Members of the hip hop industry generally responded positively to the announcement. Russell Simmons, a business magnate in the hip hop industry, wrote a congratulatory article in Global Grind saying "Your decision to go public about your sexual orientation gives hope and light to so many young people still living in fear." Other artists who expressed their support included Beyoncé and Jay-Z.

1987 – The Human Rights Campaign Fund began running ads on this date in response to an amendment introduced in the Senate by the virulent homophobe Sen. Jesse Helms and passed by the house and senate to restrict funding to AIDS organizations which distributed Gay-related prevention literature.

1987 – At the University of Vermont in Burlington nineteen people were arrested in a demonstration protesting the CIA's exclusion of Gays and Lesbians on this date.

1990Placido Domingo and Andre Watts raised $1.5 million at a fundraiser for the Gay Men's Health Crisis.

1992 – Episcopal bishop A. Theodore Eastman issued an order to clergy in Maryland not to bless same-sex unions.

1992 – Copies of the Lesbian comic book "Hothead Paisan #7" was seized from the Toronto Women's Bookstore. Officials sited "sexual degradation" as the reason for the seizure, though it contained no sex. The prohibition would be lifted seven months later.

1997 – The National Black Lesbian and Gay Leadership Forum condemned homophobic gospel singers Angie and Debbie Winans for their anti-Gay song "It's Not Natural" and BET-TV for providing them with a one-sided forum to promote their homophobic views. Earlier in the year, BET-TV refused to air MeShell Ndegeocello's video "Leviticus Faggot," about a black Gay teenager's struggle to come to terms with his sexuality.

1998 – On this date Welsh secretary Ron Davies resigned from Tony Blair's Labour Party government after British tabloids reported he was robbed at knife-point in a London park while looking for a male sexual companion.
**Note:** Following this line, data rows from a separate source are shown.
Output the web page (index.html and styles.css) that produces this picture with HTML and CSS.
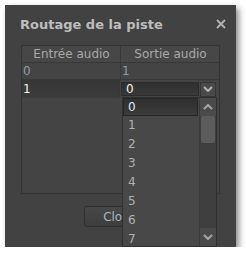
FILE: index.html
```html
<!DOCTYPE html>
<html lang="fr">
<head>
    <meta charset="UTF-8">
    <title>Routage de la piste</title>
    <link rel="stylesheet" href="styles.css">
</head>
<body>
    <div class="dialog">
        <div class="titlebar">
            <span class="title">Routage de la piste</span>
            <svg class="close" width="10" height="10" viewBox="0 0 10 10"><path d="M1 1 L9 9 M9 1 L1 9" fill="none" stroke="#b2b2b2" stroke-width="1.8"/></svg>
        </div>
        <div class="table">
            <div class="row header">
                <div class="cell">Entrée audio</div>
                <div class="cell">Sortie audio</div>
            </div>
            <div class="row">
                <div class="cell num">0</div>
                <div class="cell num">1</div>
            </div>
            <div class="row current">
                <div class="cell num sel">1</div>
                <div class="cell editor">
                    <div class="combo">0</div>
                    <div class="combo-btn">
                        <svg width="10" height="6" viewBox="0 0 10 6"><path d="M1 1 L5 5 L9 1" fill="none" stroke="#b4b4b4" stroke-width="2"/></svg>
                    </div>
                </div>
            </div>
        </div>
        <div class="buttons">
            <button class="btn">Close</button>
        </div>

        <!-- open dropdown of the combo -->
        <div class="popup">
            <div class="items">
                <div class="item active">0</div>
                <div class="item">1</div>
                <div class="item">2</div>
                <div class="item">3</div>
                <div class="item">4</div>
                <div class="item">5</div>
                <div class="item">6</div>
                <div class="item">7</div>
            </div>
            <div class="scrollbar">
                <div class="sb-btn">
                    <svg width="10" height="6" viewBox="0 0 10 6"><path d="M1 5 L5 1 L9 5" fill="none" stroke="#a8a8a8" stroke-width="2"/></svg>
                </div>
                <div class="sb-track">
                    <div class="sb-thumb"></div>
                </div>
                <div class="sb-btn">
                    <svg width="10" height="6" viewBox="0 0 10 6"><path d="M1 1 L5 5 L9 1" fill="none" stroke="#a8a8a8" stroke-width="2"/></svg>
                </div>
            </div>
        </div>
    </div>
</body>
</html>
```

FILE: styles.css
```css
body {
    margin: 0;
    background: #ffffff;
    font-family: "DejaVu Sans", sans-serif;
    font-size: 12px;
}
.dialog {
    position: relative;
    margin: 5px 0 0 5px;
    width: 231px;
    height: 242px;
    background: #424242;
    box-shadow: 3px 3px 6px rgba(0, 0, 0, 0.45);
    box-sizing: border-box;
    padding: 0 16px;
}
.titlebar {
    display: flex;
    align-items: center;
    justify-content: space-between;
    height: 40px;
}
.title {
    font-size: 13px;
    font-weight: bold;
    color: #bdbdbd;
    margin-left: -1px;
    margin-top: -1px;
}
.close {
    margin-right: -6px;
    margin-top: -2px;
}
.table {
    width: 199px;
    height: 149px;
    box-sizing: border-box;
    border: 1px solid #333333;
    background: #444444;
}
.row {
    display: flex;
    height: 16px;
    border-bottom: 1px solid #383838;
}
.row.current {
    height: 18px;
    border-bottom: none;
}
.cell {
    flex: 1;
    line-height: 16px;
    padding-left: 1px;
    color: #8e9aa6;
}
.cell + .cell {
    border-left: 1px solid #383838;
}
.header .cell {
    text-align: center;
    color: #a8a8a8;
    background: #474747;
}
.sel {
    background: linear-gradient(#363636, #3c3c3c);
    color: #f0f0f0;
    line-height: 18px;
}
.editor {
    display: flex;
    align-items: center;
    gap: 1px;
    padding: 0 2px 0 1px;
}
.combo {
    width: 78px;
    height: 14px;
    box-sizing: border-box;
    border: 1px solid #2c2c2c;
    background: linear-gradient(#2f2f2f, #393939);
    color: #f4f4f4;
    line-height: 13px;
    padding-left: 4px;
}
.combo-btn {
    width: 16px;
    height: 15px;
    box-sizing: border-box;
    border: 1px solid #353535;
    background: #4a4a4a;
    display: flex;
    align-items: center;
    justify-content: center;
}
.buttons {
    display: flex;
    justify-content: center;
    margin-top: 12px;
    margin-left: -2px;
}
.btn {
    width: 71px;
    height: 21px;
    border: 1px solid #303030;
    border-radius: 3px;
    background: linear-gradient(#474747, #3e3e3e);
    color: #a9b4bf;
    font-family: "DejaVu Sans", sans-serif;
    font-size: 12px;
    padding: 0;
}
.popup {
    position: absolute;
    left: 117px;
    top: 92px;
    width: 95px;
    height: 150px;
    box-sizing: border-box;
    border: 1px solid #303030;
    background: #484848;
    display: flex;
}
.items {
    flex: 1;
}
.item {
    height: 19px;
    line-height: 19px;
    padding-left: 5px;
    color: #b0b0b0;
}
.item.active {
    height: 18px;
    line-height: 17px;
    box-sizing: border-box;
    border: 1px solid #262626;
    background: linear-gradient(#303030, #3b3b3b);
    color: #dde6ff;
    padding-left: 4px;
    margin: 0 1px 0 0;
}
.scrollbar {
    width: 16px;
    display: flex;
    flex-direction: column;
    border-left: 1px solid #3a3a3a;
}
.sb-btn {
    height: 18px;
    background: #4a4a4a;
    display: flex;
    align-items: center;
    justify-content: center;
}
.sb-track {
    flex: 1;
    background: #3f3f3f;
}
.sb-thumb {
    height: 27px;
    margin: 0 1px;
    border-radius: 2px;
    background: #5c5c5c;
}
```
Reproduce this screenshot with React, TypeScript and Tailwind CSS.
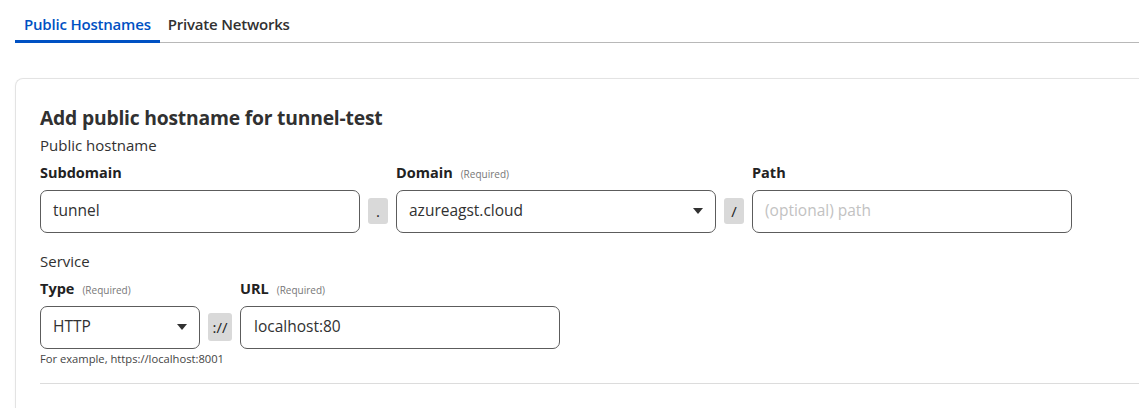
function Caret() {
  return (
    <svg width="10" height="6" viewBox="0 0 10 6" className="shrink-0">
      <path d="M0 0h10L5 6z" fill="#313131" />
    </svg>
  )
}

function Sep({ text, w = 'w-[20px] h-[26px]' }: { text: string; w?: string }) {
  return (
    <div className={`${w} rounded-[3px] bg-[#d9d9d9] flex items-center justify-center text-[15px] text-[#222]`}>
      {text}
    </div>
  )
}

function Label({ text, required = false }: { text: string; required?: boolean }) {
  return (
    <div className="flex items-baseline gap-[8px] h-[24px] mb-[4px]">
      <span className="text-[14.5px] font-bold text-[#222]">{text}</span>
      {required && <span className="text-[10px] text-[#777]">(Required)</span>}
    </div>
  )
}

export default function App() {
  return (
    <div className="w-[1139px] h-[408px] bg-white overflow-hidden text-[#313131]" style={{ fontFamily: '"Open Sans", "Noto Sans", sans-serif' }}>
      {/* Tabs */}
      <div className="pt-[13px] pl-[15px]">
        <div className="flex items-end border-b border-[#b8b8b8]">
          <div className="px-[9px] pb-[4px] border-b-[3px] border-[#0051c3] -mb-px text-[15px] font-semibold text-[#0051c3] tracking-[-0.2px]">
            Public Hostnames
          </div>
          <div className="px-[8px] pb-[6px] text-[15px] font-semibold text-[#313131] tracking-[-0.2px]">
            Private Networks
          </div>
        </div>
      </div>

      {/* Card */}
      <div className="mt-[35px] ml-[15px] border border-[#e3e3e3] rounded-tl-[8px] border-r-0 pl-[24px] pt-[26px] shadow-[0_1px_3px_rgba(0,0,0,0.04)]">
        <h2 className="text-[19.3px] font-bold text-[#313131] leading-[26px] tracking-[-0.2px]">
          Add public hostname for tunnel-test
        </h2>
        <div className="text-[15px] leading-[22px] mt-[3px]">Public hostname</div>

        <div className="flex items-end gap-[8px] mt-[6px]">
          <div>
            <Label text="Subdomain" />
            <div className="w-[320px] h-[43px] rounded-[7px] border border-[#5c5c5c] flex items-center px-[12px] text-[15.5px]">
              tunnel
            </div>
          </div>
          <div className="h-[43px] flex items-center">
            <Sep text="." />
          </div>
          <div>
            <Label text="Domain" required />
            <div className="w-[320px] h-[43px] rounded-[7px] border border-[#5c5c5c] flex items-center justify-between pl-[12px] pr-[12px] text-[15.5px]">
              <span>azureagst.cloud</span>
              <Caret />
            </div>
          </div>
          <div className="h-[43px] flex items-center">
            <Sep text="/" />
          </div>
          <div>
            <Label text="Path" />
            <div className="w-[320px] h-[43px] rounded-[7px] border border-[#5c5c5c] flex items-center px-[12px] text-[15.5px] text-[#c2c2c2]">
              (optional) path
            </div>
          </div>
        </div>

        <div className="text-[15px] leading-[22px] mt-[17px]">Service</div>

        <div className="flex items-end gap-[8px] mt-[6px]">
          <div>
            <Label text="Type" required />
            <div className="w-[160px] h-[43px] rounded-[7px] border border-[#5c5c5c] flex items-center justify-between px-[12px] text-[15.5px]">
              <span>HTTP</span>
              <Caret />
            </div>
          </div>
          <div className="h-[43px] flex items-center">
            <Sep text="://" w="w-[24px] h-[28px]" />
          </div>
          <div>
            <Label text="URL" required />
            <div className="w-[320px] h-[43px] rounded-[7px] border border-[#5c5c5c] flex items-center px-[13px] text-[15.5px]">
              localhost:80
            </div>
          </div>
        </div>
        <div className="text-[11.2px] text-[#444] mt-[3px] leading-[14px]">For example, https://localhost:8001</div>

        <div className="border-t border-[#dcdcdc] mt-[17px] h-[40px]" />
      </div>
    </div>
  )
}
Although he subsequently came out as Bisexual, Davies referred to the incident as his "moment of madness."

In 1999 Davies was successfully elected on 6 May 1999 as Member of the Welsh Assembly in the Caerphilly Constituency, and chaired the Economic Development Committee after Alun Michael refused to appoint him to his Cabinet. Shortly before the 2003 assembly elections, "The Sun" revealed that Davies had been visiting a well-known cruising spot near a motorway lay-by (rest stop). When challenged as to what he had been doing there, Davies initially denied being there, then told reporters that he had been going for a short walk, adding: "I have actually been there when I have been watching badgers." Davies was forced to stand down as Labour candidate in the election.

2008Gus Van Sant's Harvey Milk biopic premiered to a star-studded audience at San Francisco's Castro Theater. Milk would go on to win various Oscars at the 2009 Academy Awards.

2009President Barack Obama signed the The Matthew Shepard Act (officially the "Matthew Shepard and James Byrd, Jr. Hate Crimes Prevention Act") into law. The Act expanded the 1969 United States federal hate-crime law to include crimes motivated by a victim's actual or perceived gender, sexual orientation, gender identity, or disability. It was finally passed after almost two decades of attempts to pass it through Congress and over stiff opposition by members of the Republican party. During debate in the House of Representatives, Republican Representative Virginia Foxx of North Carolina called the "hate crime" labeling of Shepard's murder a "hoax."